In my family, there were fantastic storytellers. I wasn’t concerned with playing with my siblings and my cousins. I wanted to be standing by the poker table in the haze of smoke, listening to the adults tell wildly inappropriate stories. I always wanted to tell those kind of stories, always wanted to tell a story well. So I apprenticed under the great storytellers of my family, learning everything I could about how to craft a description and how to nail a climax. Simon is a result of that training. Stories are important. It’s how we understand who we are and the world around us. Stories give us power, the power of knowledge and the power of understanding. That was the concept behind Simon Bard. He’s a wandering storyteller. But he only goes to the people who need to hear the story. He goes to the heroes that need light cast upon the world around them in order to commit acts of bravery and startling deeds of wonder. Simon has shaped the world. He helped craft it and he loves it. He is trying to provide guidance. He is exactly how I planned him to be, and I’m very proud of him.
Will readers ever get to find out what “The Escape” is?
Yes, The Escape is so important. It is the defining moment of my world. It provides the B.C. / A.D. point for my history. The Escape is a world-changing event. It brings about much hope and much despair. I can’t tell these stories without it. It will be revealed in books to come, and its effect will forever change the face of my world.
Will there be another book that tells more stories of the land of Perilisc?
Oh, man. Is this ever a firm and resounding yes! Perilisc is the platform for 26 books.
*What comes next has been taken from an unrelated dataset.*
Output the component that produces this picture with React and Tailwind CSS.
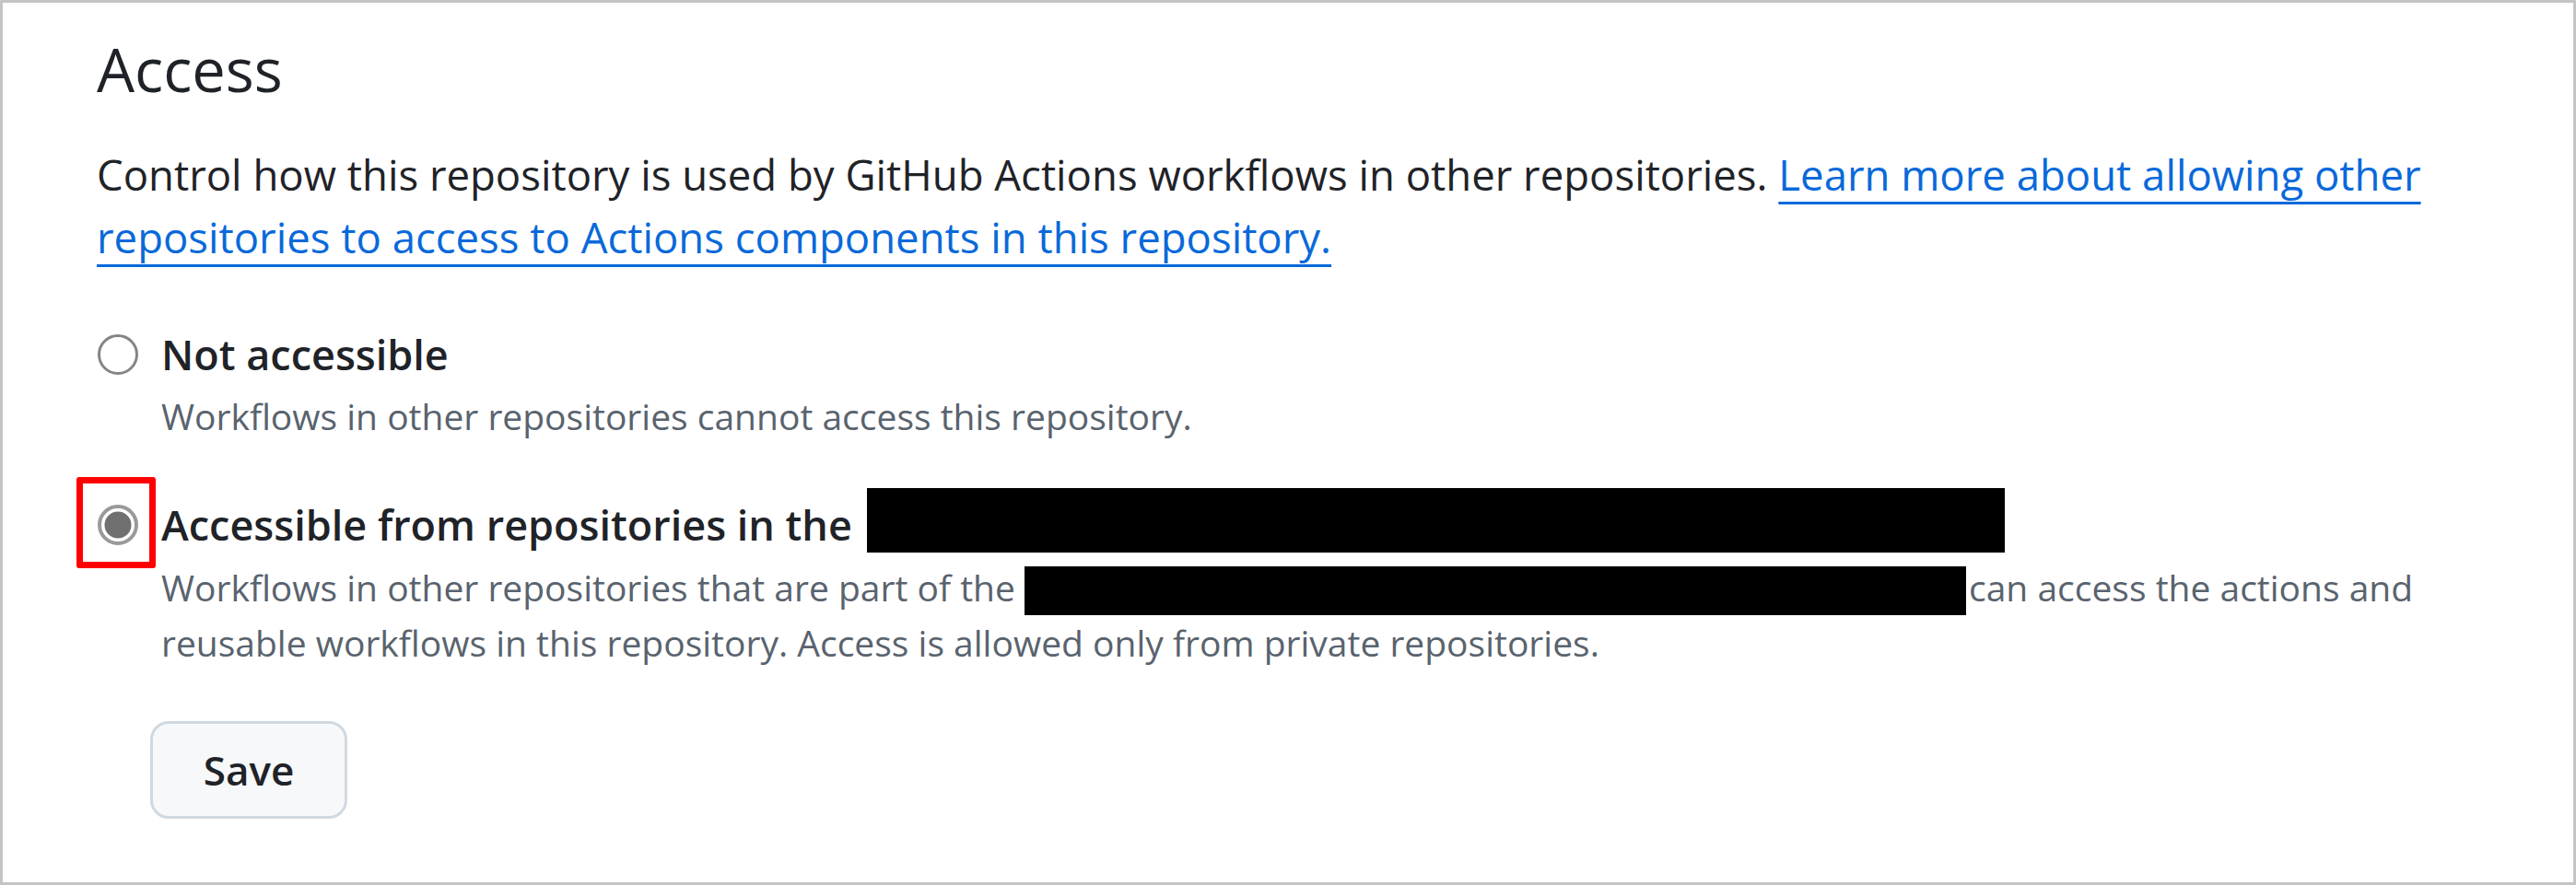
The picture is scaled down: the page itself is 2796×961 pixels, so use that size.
export default function App() {
  return (
    <div className="w-[2796px] h-[961px] border-[3px] border-[#c4c4c4] bg-white pl-[102px] pt-[28px] font-['Open_Sans',sans-serif] text-[#1f2328] overflow-hidden">
      <h2 className="text-[65px] leading-[88px] font-normal">Access</h2>
      <p className="mt-[36px] text-[45.5px] leading-[68px] whitespace-nowrap">
        Control how this repository is used by GitHub Actions workflows in other repositories.{" "}
        <a className="text-[#0969da] underline decoration-[length:3px] underline-offset-[12px]">
          Learn more about allowing other
          <br />
          repositories to access to Actions components in this repository.
        </a>
      </p>

      <div className="mt-[64px] flex">
        <div className="w-[46px] h-[60px] flex items-center">
          <svg width="46" height="46" viewBox="0 0 46 46">
            <circle cx="23" cy="23" r="20.5" fill="white" stroke="#858585" strokeWidth="3" />
          </svg>
        </div>
        <div className="ml-[24px]">
          <div className="text-[45px] font-semibold leading-[60px]">Not accessible</div>
          <div className="mt-[7px] text-[39px] leading-[60px] text-[#59636e]">
            Workflows in other repositories cannot access this repository.
          </div>
        </div>
      </div>

      <div className="mt-[48px] flex">
        <div className="mt-[10px] w-[46px] h-[60px] flex items-center relative">
          <svg width="46" height="46" viewBox="0 0 46 46">
            <circle cx="23" cy="23" r="20" fill="white" stroke="#9a9a9a" strokeWidth="4" />
            <circle cx="23" cy="23" r="14.5" fill="#707070" />
          </svg>
          <div className="absolute left-[-22px] top-[-22px] w-[86px] h-[99px] border-[7px] border-[#ff0000] rounded-[3px]" />
        </div>
        <div className="ml-[24px]">
          <div className="flex items-end h-[70px]">
            <span className="text-[45px] font-semibold leading-[60px] whitespace-nowrap">Accessible from repositories in the</span>
            <span className="ml-[16px] w-[1235px] h-[70px] bg-black shrink-0" />
          </div>
          <div className="mt-[8px] text-[39px] leading-[60px] text-[#59636e] whitespace-nowrap">
            Workflows in other repositories that are part of the{" "}
            <span className="inline-block align-bottom w-[1022px] h-[53px] bg-black" />
            <span className="ml-[3px]">can access the actions and</span>
            <br />
            reusable workflows in this repository. Access is allowed only from private repositories.
          </div>
        </div>
      </div>

      <button className="mt-[55px] ml-[58px] w-[214px] h-[106px] rounded-[20px] border-[3px] border-[#d1d9e0] bg-[#f6f8fa] text-[44px] font-semibold text-[#1f2328] flex items-center justify-center">
        Save
      </button>
    </div>
  );
}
I have 21 of them written, and today I started the 22nd. In rough draft form, I have written 10,600 pages of Perilisc story. I have five more novels to write before I set Perilisc down for a moment and concentrate on other places. Perilisc is the name of a continent, not a world. These novels tell the story of that continent. But after these books have been written, I cast light on other corners of the world. I have conceived three acts to my career, and after these 26 Perilisc novels, I will have finished Act I. There is more Perilisc coming. I have decided to publish a book every six months for the next 32 years.